Just because something has never happened before, doesn’t mean it won’t happen. This is just as much of a life-lesson as it is a principle of investing. And in many ways, the current COVID-19 crisis is proving this very point.
Post-9/11, there was a logical order to the industries that suffered: travel, tourism, hospitality. Air carriers and airlines filed for bankruptcy, air passenger volume didn’t surpass its pre-9/11 peak until 2005, and small businesses in the vicinity of the World Trade Center closed.
But amidst COVID-19, the thread between negatively impacted industries is harder to trace. Shutting down anything that involves crowds or risks exposure is an expansive, unpatterned mandate—and the effects are reverberating in places we never could have anticipated.
There is, however, a clear connection between industries that are thriving. Industries that are essential to moving us forward and out of this crisis are prospering—and will continue to prosper—in the post-coronavirus economy. The healthcare, technology, and fintech industries will not crash. They will continue to innovate, continue to sell, and ultimately, their voices will constitute a larger piece of the business communications pie. Here’s why.
Uncertainty sparks creativity—and these industries face drastic demand
Adapting to overwhelming demand, the healthcare, technology, and fintech industries are working with what they have to meet an exponentially higher capacity of people. While in many cases, particularly those pertaining to healthcare, the circumstances are risk-ridden and dire, it stands to reason that the industry will nonetheless emerge more adaptable, resilient, and efficient than it ever was before.

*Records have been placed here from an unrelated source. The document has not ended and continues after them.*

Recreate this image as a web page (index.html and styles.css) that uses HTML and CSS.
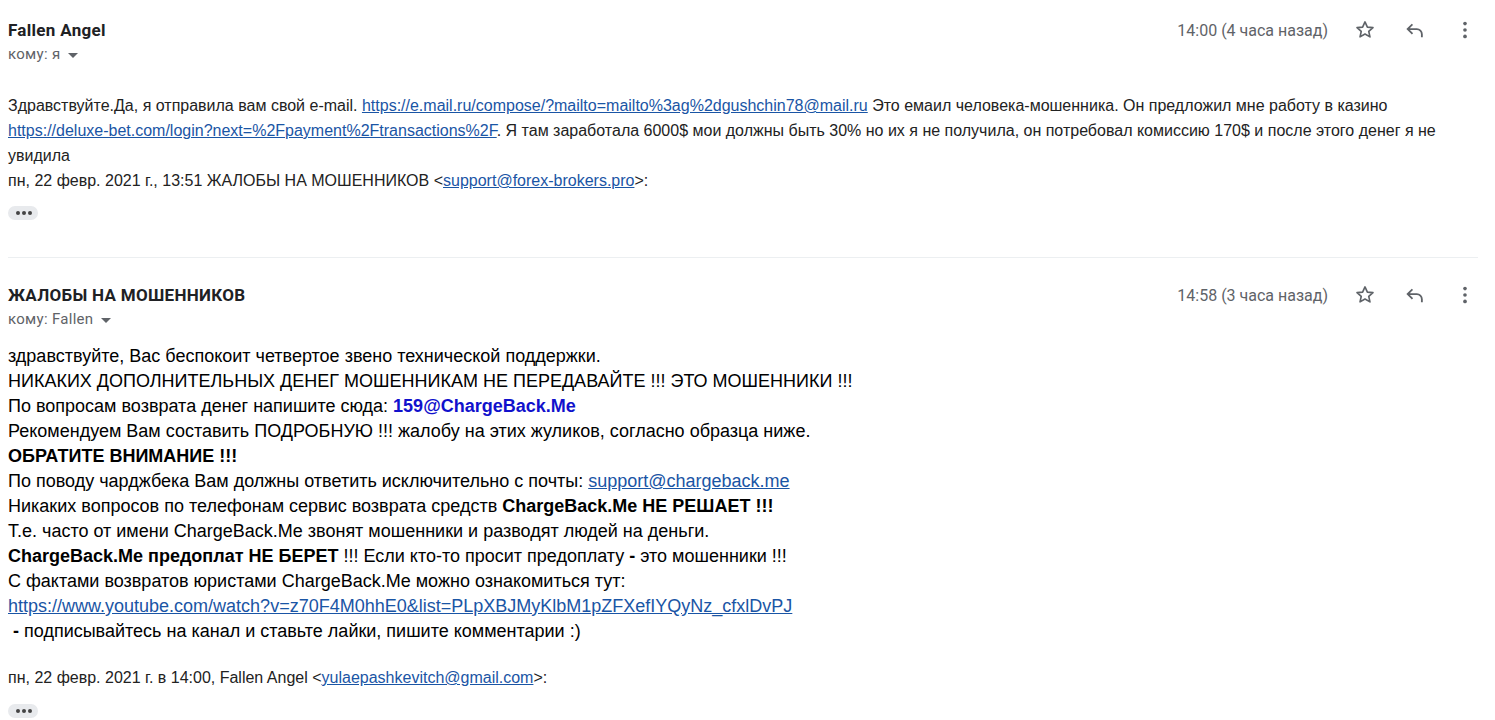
FILE: index.html
```html
<!DOCTYPE html>
<html lang="ru">
<head>
<meta charset="utf-8">
<link rel="stylesheet" href="styles.css">
</head>
<body>
<div class="thread">
  <div class="msg msg-first">
    <div class="head">
      <div class="who">
        <div class="name">Fallen Angel</div>
        <div class="to">кому: я <span class="caret"></span></div>
      </div>
      <div class="meta">
        <span class="time">14:00 (4 часа назад)</span>
        <span class="icon"><svg width="22" height="22" viewBox="0 0 24 24"><path fill="none" stroke="#5f6368" stroke-width="1.8" stroke-linejoin="round" d="M12 3.2l2.6 5.6 6.1.6-4.6 4.1 1.3 6-5.4-3.1-5.4 3.1 1.3-6-4.6-4.1 6.1-.6z"/></svg></span>
        <span class="icon"><svg width="22" height="22" viewBox="0 0 24 24"><path fill="none" stroke="#5f6368" stroke-width="2" stroke-linecap="square" d="M8.5 6.5L4 11l4.5 4.5M4.5 11H14a5.5 5.5 0 0 1 5.5 5.5V19"/></svg></span>
        <span class="icon"><svg width="22" height="22" viewBox="0 0 24 24"><circle cx="12" cy="5" r="2" fill="#5f6368"/><circle cx="12" cy="12" r="2" fill="#5f6368"/><circle cx="12" cy="19" r="2" fill="#5f6368"/></svg></span>
      </div>
    </div>
    <div class="body small">
      <p>Здравствуйте.Да, я отправила вам свой e-mail. <a href="#">https://e.mail.ru/compose/?mailto=mailto%3ag%2dgushchin78@mail.ru</a> Это емаил человека-мошенника. Он предложил мне работу в казино <a href="#">https://deluxe-bet.com/login?next=%2Fpayment%2Ftransactions%2F</a>. Я там заработала 6000$ мои должны быть 30% но их я не получила, он потребовал комиссию 170$ и после этого денег я не увидила</p>
      <p>пн, 22 февр. 2021 г., 13:51 ЖАЛОБЫ НА МОШЕННИКОВ &lt;<a href="#">support@forex-brokers.pro</a>&gt;:</p>
    </div>
    <div class="more"><span class="dots"></span></div>
  </div>
  <div class="msg msg-second">
    <div class="head">
      <div class="who">
        <div class="name">ЖАЛОБЫ НА МОШЕННИКОВ</div>
        <div class="to">кому: Fallen <span class="caret"></span></div>
      </div>
      <div class="meta">
        <span class="time">14:58 (3 часа назад)</span>
        <span class="icon"><svg width="22" height="22" viewBox="0 0 24 24"><path fill="none" stroke="#5f6368" stroke-width="1.8" stroke-linejoin="round" d="M12 3.2l2.6 5.6 6.1.6-4.6 4.1 1.3 6-5.4-3.1-5.4 3.1 1.3-6-4.6-4.1 6.1-.6z"/></svg></span>
        <span class="icon"><svg width="22" height="22" viewBox="0 0 24 24"><path fill="none" stroke="#5f6368" stroke-width="2" stroke-linecap="square" d="M8.5 6.5L4 11l4.5 4.5M4.5 11H14a5.5 5.5 0 0 1 5.5 5.5V19"/></svg></span>
        <span class="icon"><svg width="22" height="22" viewBox="0 0 24 24"><circle cx="12" cy="5" r="2" fill="#5f6368"/><circle cx="12" cy="12" r="2" fill="#5f6368"/><circle cx="12" cy="19" r="2" fill="#5f6368"/></svg></span>
      </div>
    </div>
    <div class="body large">
      <div>здравствуйте, Вас беспокоит четвертое звено технической поддержки.</div>
      <div>НИКАКИХ ДОПОЛНИТЕЛЬНЫХ ДЕНЕГ МОШЕННИКАМ НЕ ПЕРЕДАВАЙТЕ !!! ЭТО МОШЕННИКИ !!!</div>
      <div>По вопросам возврата денег напишите сюда: <b class="blue">159@ChargeBack.Me</b></div>
      <div>Рекомендуем Вам составить ПОДРОБНУЮ !!! жалобу на этих жуликов, согласно образца ниже.</div>
      <div><b>ОБРАТИТЕ ВНИМАНИЕ !!!</b></div>
      <div>По поводу чарджбека Вам должны ответить исключительно с почты: <a href="#">support@chargeback.me</a></div>
      <div>Никаких вопросов по телефонам сервис возврата средств <b>ChargeBack.Me НЕ РЕШАЕТ !!!</b></div>
      <div>Т.е. часто от имени ChargeBack.Me звонят мошенники и разводят людей на деньги.</div>
      <div><b>ChargeBack.Me предоплат НЕ БЕРЕТ</b> !!! Если кто-то просит предоплату <b>-</b> это мошенники !!!</div>
      <div>С фактами возвратов юристами ChargeBack.Me можно ознакомиться тут:</div>
      <div><a href="#">https://www.youtube.com/watch?v=z70F4M0hhE0&amp;list=PLpXBJMyKlbM1pZFXefIYQyNz_cfxlDvPJ</a></div>
      <div>&nbsp;<b>-</b> подписывайтесь на канал и ставьте лайки, пишите комментарии :)</div>
    </div>
    <div class="quote-head">пн, 22 февр. 2021 г. в 14:00, Fallen Angel &lt;<a href="#">yulaepashkevitch@gmail.com</a>&gt;:</div>
    <div class="more"><span class="dots"></span></div>
  </div>
</div>
</body>
</html>
```
FILE: styles.css
```css
* { box-sizing: border-box; }
html, body { margin: 0; padding: 0; background: #fff; overflow: hidden; }
body { font-family: Roboto, "Liberation Sans", Arial, sans-serif; color: #222; }
.thread { width: 1478px; padding-left: 8px; }
.msg-first { padding-top: 18px; height: 258px; border-bottom: 1px solid #eceff1; }
.msg-second { padding-top: 25px; }
.head { display: flex; justify-content: space-between; align-items: flex-start; margin-right: -12px; }
.name { font-size: 17px; font-weight: 700; color: #202124; line-height: 24px; letter-spacing: 0.3px; }
.to { font-size: 15px; color: #5f6368; line-height: 22px; margin-top: 1px; letter-spacing: 0.3px; }
.caret { display: inline-block; width: 0; height: 0; border-left: 5px solid transparent; border-right: 5px solid transparent; border-top: 5px solid #5f6368; vertical-align: middle; margin-left: 4px; }
.meta { display: flex; align-items: center; height: 24px; }
.time { font-size: 16px; color: #5f6368; margin-right: 12px; }
.icon { width: 50px; display: flex; justify-content: center; align-items: center; }
.icon svg { display: block; }
.body { font-family: "Liberation Sans", Arial, sans-serif; }
.small { font-size: 16px; line-height: 25px; margin-top: 28px; color: #222; }
.small p { margin: 0; }
a { color: #1a55a5; text-decoration: underline; white-space: nowrap; }
.more { margin-top: 13px; line-height: 14px; }
.dots { display: inline-block; width: 30px; height: 14px; border-radius: 7px; background: #e8eaed; position: relative; vertical-align: top; }
.dots::before { content: ""; position: absolute; left: 8px; top: 5px; width: 4px; height: 4px; border-radius: 50%; background: #444; box-shadow: 6px 0 0 #444, 12px 0 0 #444; }
.large { font-size: 18px; line-height: 25px; margin-top: 14px; color: #000; }
.blue { color: #1111cc; }
.quote-head { font-family: "Liberation Sans", Arial, sans-serif; font-size: 16px; color: #222; margin-top: 21px; line-height: 25px; }
.msg-second .more { margin-top: 14px; }
```
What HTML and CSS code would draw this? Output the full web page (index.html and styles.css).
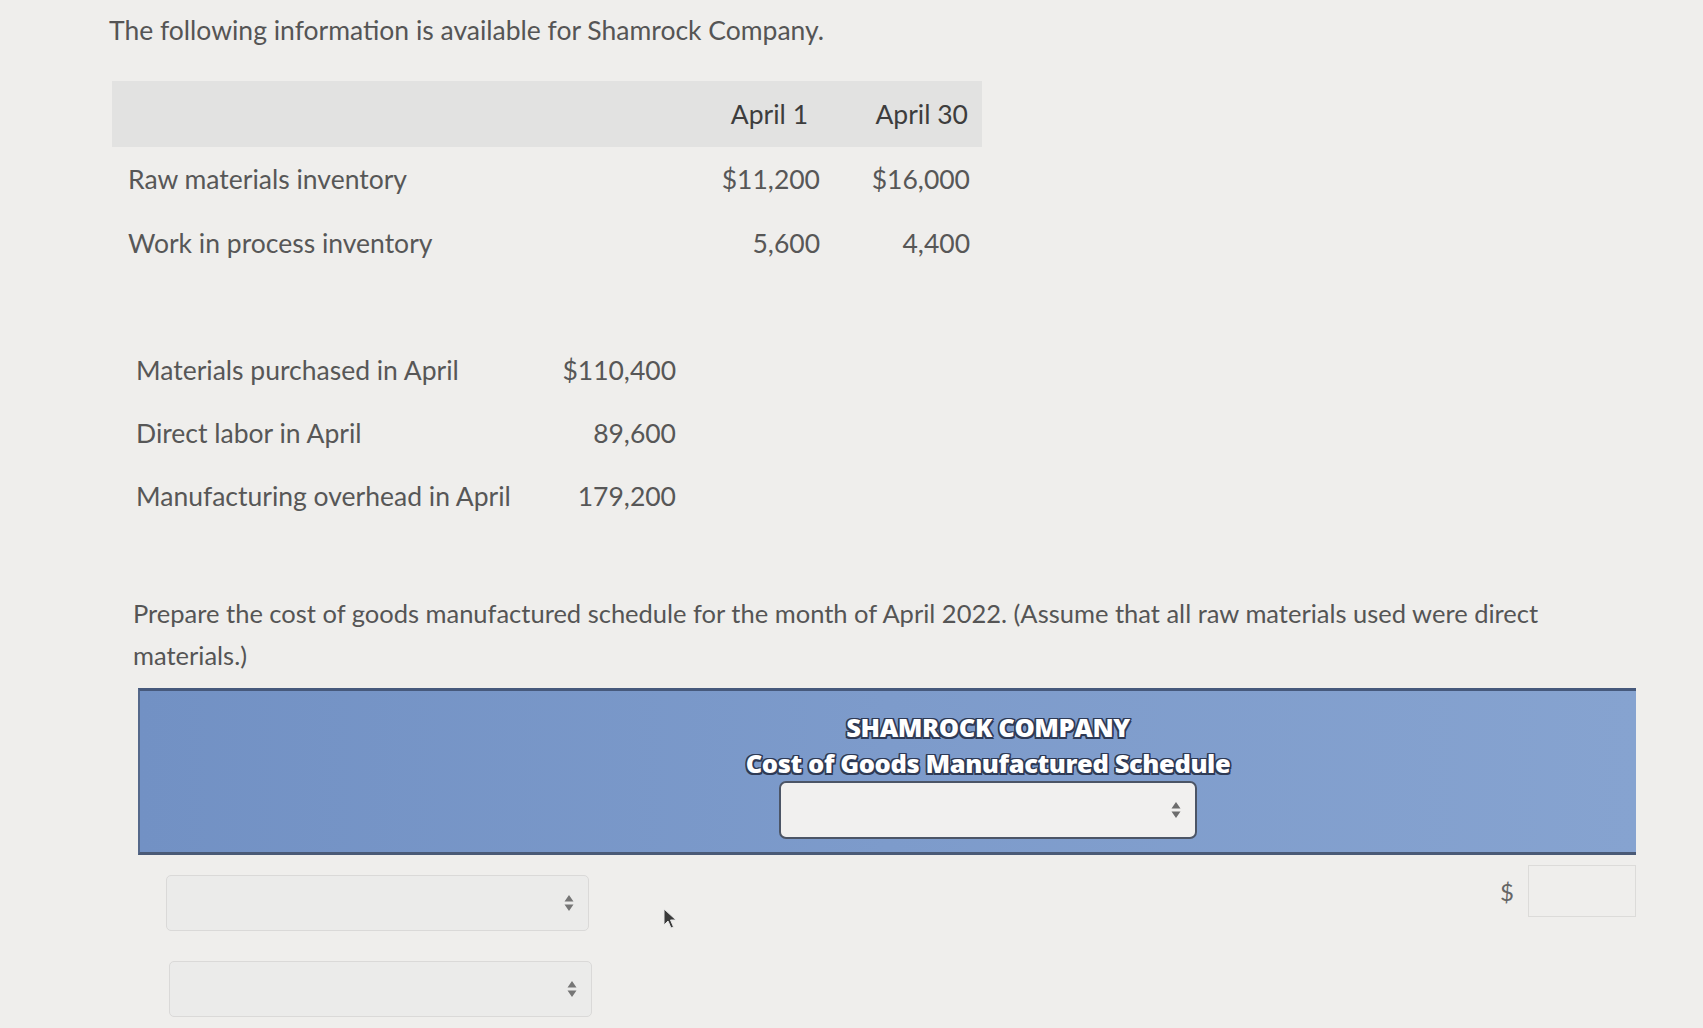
FILE: index.html
```html
<!DOCTYPE html>
<html lang="en">
<head>
<meta charset="utf-8">
<title>Shamrock Company</title>
<link rel="stylesheet" href="styles.css">
</head>
<body>
<div class="page">
  <p class="intro">The following information is available for Shamrock Company.</p>

  <div class="inv-table">
    <div class="inv-head">
      <div></div>
      <div class="num first">April 1</div>
      <div class="num">April 30</div>
    </div>
    <div class="inv-row">
      <div class="label">Raw materials inventory</div>
      <div class="num">$11,200</div>
      <div class="num">$16,000</div>
    </div>
    <div class="inv-row">
      <div class="label">Work in process inventory</div>
      <div class="num">5,600</div>
      <div class="num">4,400</div>
    </div>
  </div>

  <div class="cost-table">
    <div class="cost-row">
      <div class="label">Materials purchased in April</div>
      <div class="num">$110,400</div>
    </div>
    <div class="cost-row">
      <div class="label">Direct labor in April</div>
      <div class="num">89,600</div>
    </div>
    <div class="cost-row">
      <div class="label">Manufacturing overhead in April</div>
      <div class="num">179,200</div>
    </div>
  </div>

  <p class="prompt">Prepare the cost of goods manufactured schedule for the month of April 2022. (Assume that all raw materials used were direct materials.)</p>

  <div class="band">
    <div class="band-inner">
      <div class="band-title">SHAMROCK COMPANY</div>
      <div class="band-title">Cost of Goods Manufactured Schedule</div>
      <div class="select select-band">
        <svg class="arrows" width="10" height="18" viewBox="0 0 10 18"><path d="M5 1 L9.5 7.5 L0.5 7.5 Z M5 17 L9.5 10.5 L0.5 10.5 Z" fill="#6d6d6d"/></svg>
      </div>
    </div>
  </div>

  <div class="entry-row">
    <div class="select select-line">
      <svg class="arrows" width="10" height="18" viewBox="0 0 10 18"><path d="M5 1 L9.5 7.5 L0.5 7.5 Z M5 17 L9.5 10.5 L0.5 10.5 Z" fill="#767676"/></svg>
    </div>
    <div class="amount">
      <span class="dollar">$</span>
      <div class="input-box"></div>
    </div>
  </div>

  <div class="entry-row second">
    <div class="select select-line">
      <svg class="arrows" width="10" height="18" viewBox="0 0 10 18"><path d="M5 1 L9.5 7.5 L0.5 7.5 Z M5 17 L9.5 10.5 L0.5 10.5 Z" fill="#767676"/></svg>
    </div>
  </div>

  <svg class="cursor" width="14" height="22" viewBox="0 0 14 22"><path d="M1 1 L1 17 L5 13 L8 20 L10.5 19 L7.5 12 L13 12 Z" fill="#3a3a3a" stroke="#e8e8e8" stroke-width="1"/></svg>
</div>
</body>
</html>
```

FILE: styles.css
```css
html, body {
  margin: 0;
  padding: 0;
  background: #efeeec;
}

body {
  font-family: Lato, "Open Sans", "Liberation Sans", sans-serif;
  color: #575757;
  font-size: 26.5px;
}

.page {
  position: relative;
  padding-top: 15px;
  min-height: 1028px;
  box-sizing: border-box;
}

.intro {
  margin: 0 0 0 109px;
  line-height: 30px;
  color: #555;
}

.inv-table {
  margin: 36px 0 0 112px;
  width: 870px;
}

.inv-head,
.inv-row {
  display: grid;
  grid-template-columns: 588px 132px 150px;
  align-items: center;
}

.inv-head {
  height: 66px;
  background: #e2e2e1;
  color: #3d3d3d;
}

.inv-head .num {
  padding-right: 14px;
}

.inv-head .num.first {
  padding-right: 24px;
}

.inv-row {
  height: 64px;
}

.label {
  padding-left: 16px;
  white-space: nowrap;
}

.num {
  text-align: right;
  padding-right: 12px;
}

.cost-table {
  margin: 63px 0 0 120px;
  width: 570px;
}

.cost-row {
  display: grid;
  grid-template-columns: 430px 140px;
  align-items: center;
  height: 63px;
}

.cost-row .num {
  padding-right: 14px;
}

.prompt {
  margin: 65px 0 0 133px;
  width: 1500px;
  line-height: 42px;
  font-size: 25.5px;
  color: #555;
}

.band {
  margin: 12px 0 0 138px;
  width: 1498px;
  box-sizing: border-box;
  background: linear-gradient(90deg, #7291c4 0%, #7d9bcb 50%, #86a3d0 100%);
  border-top: 3px solid #46597c;
  border-bottom: 3px solid #4a5a76;
  border-left: 2px solid #55688a;
  padding: 18px 0 13px 200px;
}

.band-inner {
  display: flex;
  flex-direction: column;
  align-items: center;
}

.band-title {
  font-family: "Open Sans", Lato, sans-serif;
  font-weight: 800;
  font-size: 25.5px;
  line-height: 36px;
  letter-spacing: -0.4px;
  color: #ffffff;
  text-shadow:
    -1.5px -1.5px 0 #2e3a55,
     1.5px -1.5px 0 #2e3a55,
    -1.5px  1.5px 0 #2e3a55,
     1.5px  1.5px 0 #2e3a55,
     0 1.5px 0 #2e3a55,
     0 -1.5px 0 #2e3a55,
     1.5px 0 0 #2e3a55,
    -1.5px 0 0 #2e3a55;
}

.select {
  display: flex;
  align-items: center;
  justify-content: flex-end;
  box-sizing: border-box;
}

.select-band {
  width: 418px;
  height: 58px;
  background: #f1f0ef;
  border: 2px solid #4c5566;
  border-radius: 7px;
  padding-right: 14px;
}

.entry-row {
  display: flex;
  align-items: flex-start;
  justify-content: space-between;
  margin: 20px 0 0 166px;
  width: 1470px;
}

.entry-row.second {
  margin-top: 30px;
  margin-left: 169px;
}

.select-line {
  width: 423px;
  height: 56px;
  background: #ebebea;
  border: 1px solid #dad9d8;
  border-radius: 5px;
  padding-right: 14px;
}

.amount {
  display: flex;
  align-items: center;
  gap: 14px;
  margin-top: -10px;
}

.dollar {
  color: #666;
  font-size: 24px;
}

.input-box {
  width: 108px;
  height: 52px;
  box-sizing: border-box;
  border: 1px solid #dcdbd9;
  background: #efeeec;
}

.cursor {
  position: absolute;
  left: 663px;
  top: 908px;
}
```
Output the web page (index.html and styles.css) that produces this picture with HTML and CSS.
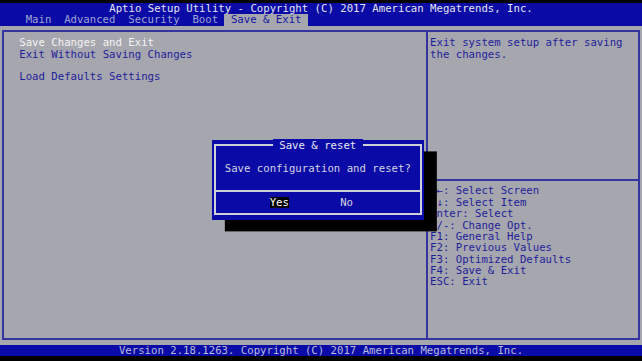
FILE: index.html
```
<!DOCTYPE html>
<html lang="en">
<head>
  <meta charset="UTF-8"/><meta name="viewport" content="width=device-width, initial-scale=1.0"/>
  <title>Aptio Setup Utility</title>
  <link rel="stylesheet" href="styles.css">
</head>
<body>
  <div class="screen">
    <div class="title">Aptio Setup Utility - Copyright (C) 2017 American Megatrends, Inc.</div>
    <nav class="tabs">
      <span>Main</span><span>Advanced</span><span>Security</span><span>Boot</span><span class="active">Save &amp; Exit</span>
    </nav>
    <main>
      <div class="box">
        <div class="menu">
          <div class="line selected">Save Changes and Exit</div>
          <div class="line">Exit Without Saving Changes</div>
          <div class="line"></div>
          <div class="line">Load Defaults Settings</div>
        </div>
        <div class="side">
          <div class="help">
            <div class="line">Exit system setup after saving</div>
            <div class="line">the changes.</div>
          </div>
          <div class="keys">
            <div class="line">→←: Select Screen</div>
            <div class="line">↑↓: Select Item</div>
            <div class="line">Enter: Select</div>
            <div class="line">+/-: Change Opt.</div>
            <div class="line">F1: General Help</div>
            <div class="line">F2: Previous Values</div>
            <div class="line">F3: Optimized Defaults</div>
            <div class="line">F4: Save &amp; Exit</div>
            <div class="line">ESC: Exit</div>
          </div>
        </div>
      </div>
    </main>
    <div class="footer">Version 2.18.1263. Copyright (C) 2017 American Megatrends, Inc.</div>

    <div class="dialog">
      <div class="frame">
        <div class="dlg-title"><span>Save &amp; reset</span></div>
        <div class="question">Save configuration and reset?</div>
        <div class="sep"></div>
        <div class="buttons">
          <span class="btn on">Yes</span>
          <span class="btn">No</span>
        </div>
      </div>
    </div>
  </div>
</body>
</html>
```
FILE: styles.css
```
*{box-sizing:border-box;}
body{margin:0;padding-top:3px;background:#000;font-family:"DejaVu Sans Mono","Liberation Mono",monospace;font-size:10.66px;line-height:11.4px;}
.screen{position:relative;width:642px;}

.title{height:11.4px;background:#0a0aa6;color:#e4e4ec;text-align:center;white-space:pre;}
.tabs{display:flex;height:11.4px;background:#0a0aa6;color:#9ea4d4;padding-left:3ch;}
.tabs span{padding:0 1ch;white-space:pre;}
.tabs .active{background:#a6a6ae;color:#1616a0;}

main{display:block;height:319.2px;background:#a6a6ae;padding:4.7px 2.2px;}
.box{display:flex;height:100%;border:2px solid #3434a0;color:#1e1e9a;}
.menu{flex:none;width:423.7px;padding:4.7px 0 0 15.06px;border-right:2px solid #3434a0;}
.line{height:11.4px;white-space:pre;}
.line.selected{color:#f4f4f4;}
.side{flex:1;display:flex;flex-direction:column;}
.help{height:148.2px;padding:4.7px 0 0 2.2px;border-bottom:2px solid #3434a0;}
.keys{padding:4.7px 0 0 2.2px;}

.footer{height:11.4px;background:#0a0aa6;color:#b8bcd8;text-align:center;white-space:pre;}

.dialog{position:absolute;left:211.86px;top:136.8px;width:211.86px;height:79.8px;padding:4.7px 2.2px;background:#0a0aa6;color:#d4d4e0;box-shadow:12.84px 11.4px 0 #000;}
.frame{height:100%;border:2px solid #d0d0dc;}
.dlg-title{margin-top:-6.7px;height:11.4px;text-align:center;}
.dlg-title span{background:#0a0aa6;padding:0 1ch;color:#e8e8f0;white-space:pre;}
.question{margin-top:11.4px;height:11.4px;text-align:center;white-space:pre;}
.sep{margin-top:16.1px;border-top:2px solid #d0d0dc;}
.buttons{display:flex;gap:8ch;margin-top:4.7px;height:11.4px;padding-left:53.6px;}
.btn{white-space:pre;}
.btn.on{background:#000;color:#fff;}
```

For healthcare workers who aren’t directly treating coronavirus—psychiatrists providing psychiatric care, primary care physicians conducting consults, physical therapists tending to patients, and so many more—telemedicine is infiltrating fields and scenarios that it might have never otherwise touched. Removing the need to travel to an office, manually sign-in, and wait in the waiting room is proving beneficial for many—including healthcare companies who are seeing the savings. Why would they go back?
Technology providers and companies—especially for business software—are seeing wider, higher volume use than ever before. The old “couldn’t this meeting have been an email?” is under the ultimate test—and employees are finally getting their answers. Internal messaging platform use is rapidly rising, platforms for high-capacity conference and video calls are flourishing, and remote work is the new normal. As we continue to implement these tools into our workflows when we have no other choice, they quickly become essential to the way we work. After the crisis calms, it may not make sense to go back to manual, paper-based, or in-person solutions without risking business efficiency—or employee satisfaction.
Banks and other lending institutions, that have typically been behind the curve in the move to digital, have been given no other choice but to adopt fintech tools, especially as workloads multiply while businesses scramble to secure their finances and apply for government loans. Digital document uploading and processing solutions, digital loan origination software, digital lending software, and the like, are the only efficient options. And customers, especially younger business owners, don’t want to visit a branch, anyways. Why would they revert back to the old way of managing their finances after all of this is over?
Crisis accelerates innovation—and it’s always been a race to the next advancement
In addition to scaling existing resources, healthcare, technology, and fintech industries are innovating at faster rates, creating crisis-responsive products as new needs arise—and repeatedly generating unprecedented solutions for unprecedented problems.
Artificial Intelligence companies are adapting to the healthcare space—even if they’ve never worked within it before, and building accurate, speedy, and scalable solutions that have already altered the trajectory of the industry. They’ve built solutions to track and report coronavirus cases in real-time, identify and diagnose the virus, and even develop drugs to help treat it.
Drones are delivering medical supplies, and robots are disinfecting hospitals to slow the spread of the virus. Chatbots are answering caller questions across industries, insurance claims are being processed through fintech and automation solutions, and supercomputers are fast-tracking vaccine development.
The bottom line? These are powerful solutions that will persist long after COVID-19, already transforming the way we will treat diseases, infections, and viruses around the world, and setting a new standard for the future of technology-based care delivery.
Change persists—things won’t just snap back to the way they were
Hard-pressed to accommodate unforeseen and unpredictable circumstances, the healthcare, technology, and financial industries are moving farther ahead at faster rates, while others slow and struggle to survive at all. After the dust settles, everyone’s survival will depend on catching up to where these industries have gotten—not reverting back to the way things were. And communicating your post-crisis potential will be essential.